July 28, 2016

Blu-Ray Review: CONFIRMATION

Starring Kerry Washington, Wendell Pierce, Alison Wright, Zoe Lister-Jones, Erika Christensen, Jennifer Hudson, Greg Kinnear, Jeffrey Wright, Bill Irwin, Treat Williams. Directed by Susannah Grant. (2016, 126 min).
HBO / WARNER HOME VIDEO

Ah, the good old days, when political scandals were real news. Today, whenever a public figure says or does something that could be considered even remotely objectionable, the media turns it into the next Watergate. Tomorrow, yet-another scandal will replace it in the headlines. Some of us will be outraged, forming opinions based on whatever news source reflects our personal values, while the rest of us have become too jaded to give it much more than night's worth of dinner conversation before moving on. We're so accustomed to scandal that it's simply another part of our daily routine.

It wasn't always this way, which is important to remember when watching HBO's Confirmation. The film dramatizes the 1991 hearings in which Anita Hill (Kerry Washington) came forward with allegations of sexual harassment by her former boss, Clarence Thomas (Wendell Pierce), just as he's about to be nominated into the Supreme Court.

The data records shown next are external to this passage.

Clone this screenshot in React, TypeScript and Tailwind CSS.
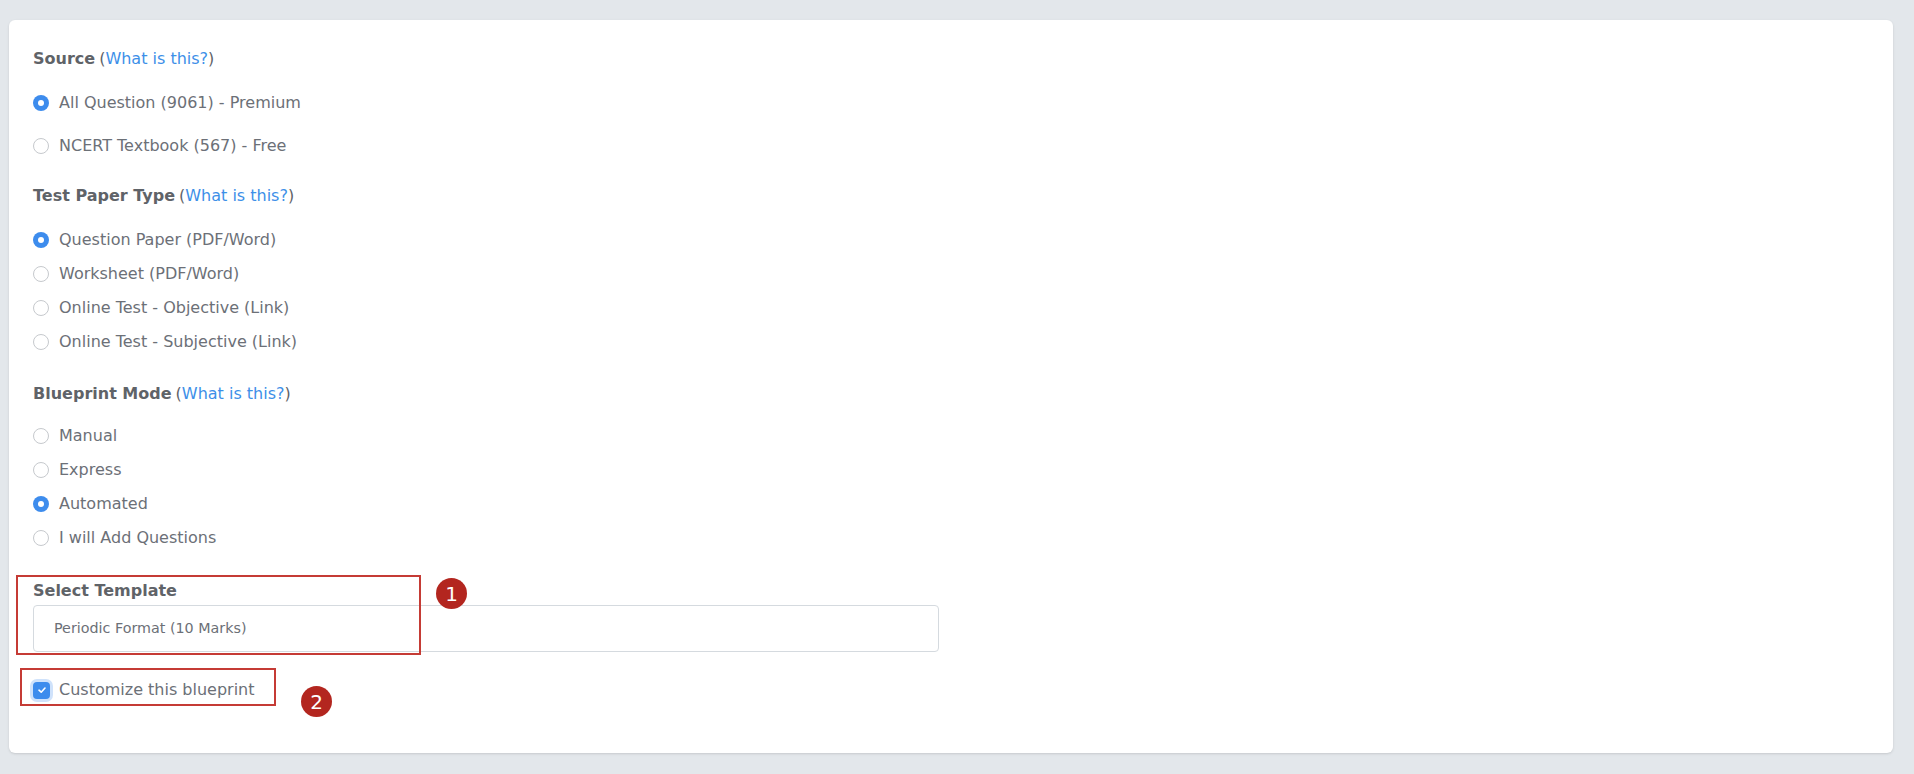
import React, { useState } from 'react';

const font = { fontFamily: '"DejaVu Sans", Inter, sans-serif' };

const Radio = ({ label, checked, onClick }: { label: string; checked: boolean; onClick: () => void }) => (
    <div className="flex items-center h-[34px] cursor-pointer" onClick={onClick}>
        {checked ? (
            <span className="w-4 h-4 rounded-full bg-[#3d8ced] flex items-center justify-center">
                <span className="w-[6px] h-[6px] rounded-full bg-white" />
            </span>
        ) : (
            <span className="w-4 h-4 rounded-full border border-[#c6c9cd] bg-white" />
        )}
        <span className="ml-[10px] text-[16px] text-[#6c7077]">{label}</span>
    </div>
);

const Heading = ({ title }: { title: string }) => (
    <div className="h-[22px] flex items-center text-[16px] text-[#5f6368]">
        <span className="font-bold">{title}</span>
        <span className="ml-1">(<a className="text-[#3d8fe8]">What is this?</a>)</span>
    </div>
);

const Badge = ({ n, className }: { n: number; className: string }) => (
    <span className={`absolute w-[31px] h-[31px] rounded-full bg-[#b3261f] text-white text-[20px] flex items-center justify-center ${className}`}>
        {n}
    </span>
);

const App: React.FC = () => {
    const [source, setSource] = useState(0);
    const [paperType, setPaperType] = useState(0);
    const [mode, setMode] = useState(2);
    const [customize, setCustomize] = useState(true);

    const sources = ['All Question (9061) - Premium', 'NCERT Textbook (567) - Free'];
    const paperTypes = ['Question Paper (PDF/Word)', 'Worksheet (PDF/Word)', 'Online Test - Objective (Link)', 'Online Test - Subjective (Link)'];
    const modes = ['Manual', 'Express', 'Automated', 'I will Add Questions'];

    return (
        <div className="min-h-screen bg-[#e3e7eb] pt-5 pl-[9px] pr-[21px] pb-[22px]" style={font}>
            <div className="bg-white rounded-md shadow-sm pt-[28px] pb-[45px] px-6 h-[733px]">
                <Heading title="Source" />
                <div className="mt-4">
                    <Radio label={sources[0]} checked={source === 0} onClick={() => setSource(0)} />
                </div>
                <div className="mt-[9px]">
                    <Radio label={sources[1]} checked={source === 1} onClick={() => setSource(1)} />
                </div>

                <div className="mt-[22px]">
                    <Heading title="Test Paper Type" />
                </div>
                <div className="mt-4">
                    {paperTypes.map((p, i) => (
                        <Radio key={p} label={p} checked={paperType === i} onClick={() => setPaperType(i)} />
                    ))}
                </div>

                <div className="mt-6">
                    <Heading title="Blueprint Mode" />
                </div>
                <div className="mt-[14px]">
                    {modes.map((m, i) => (
                        <Radio key={m} label={m} checked={mode === i} onClick={() => setMode(i)} />
                    ))}
                </div>

                <div className="relative mt-[25px] w-[906px]">
                    <div className="h-[22px] flex items-center text-[16px] font-bold text-[#5f6368]">Select Template</div>
                    <div className="mt-[3px] h-[47px] border border-[#d5dadf] rounded flex items-center pl-5 text-[14.3px] text-[#6c7077]">
                        Periodic Format (10 Marks)
                    </div>
                    <div className="absolute left-[-17px] top-[-5px] w-[405px] h-[80px] border-2 border-[#c53b35] pointer-events-none" />
                    <Badge n={1} className="left-[403px] top-[-2px]" />
                </div>

                <div className="relative mt-[21px] h-[34px] flex items-center w-fit cursor-pointer" onClick={() => setCustomize(!customize)}>
                    <span className={`w-[17px] h-[17px] rounded-[4px] flex items-center justify-center ring-[3px] ring-[#cfe2fb] ${customize ? 'bg-[#3d8ced]' : 'bg-white border border-[#c6c9cd]'}`}>
                        {customize && (
                            <svg width="10" height="10" viewBox="0 0 10 10" fill="none">
                                <path d="M2 5.2 L4.2 7.2 L8 3" stroke="white" strokeWidth="1.6" strokeLinecap="round" strokeLinejoin="round" />
                            </svg>
                        )}
                    </span>
                    <span className="ml-[9px] text-[16px] text-[#6c7077]">Customize this blueprint</span>
                    <div className="absolute left-[-13px] top-[-5px] w-[256px] h-[38px] border-2 border-[#c53b35] pointer-events-none" />
                    <Badge n={2} className="left-[268px] top-[13px]" />
                </div>
            </div>
        </div>
    );
};

export default App;
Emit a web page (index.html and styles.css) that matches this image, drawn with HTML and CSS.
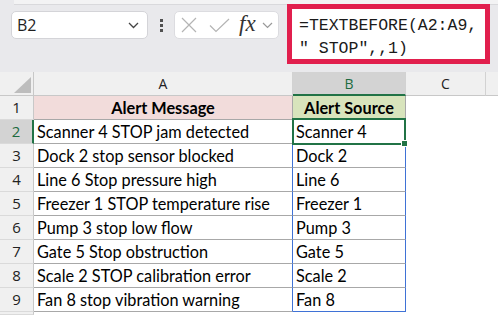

At the time, this case was not only shocking, but unprecedented, and was a major catalyst in shaping how incidents of sexual harassment are currently viewed and defined.

The film wisely humanizes both Hill and Thomas without deifying one and demonizing the other (though, with her initial reluctance to come forward, Hill is obviously the more sympathetic character here). If anything, the real villains of the film are those overseeing the hearing, many of them trying to discredit Hill in any way possible to avoid further embarrassment over their choice of Thomas as a Supreme Court judge. Washington effectively portrays Hill as a deer caught in the headlights. Meanwhile, Pierce convinces us that Thomas truly doesn't believe he did anything wrong, to the point we - almost -  empathize with him, even though public opinion has-since rendered him guilty.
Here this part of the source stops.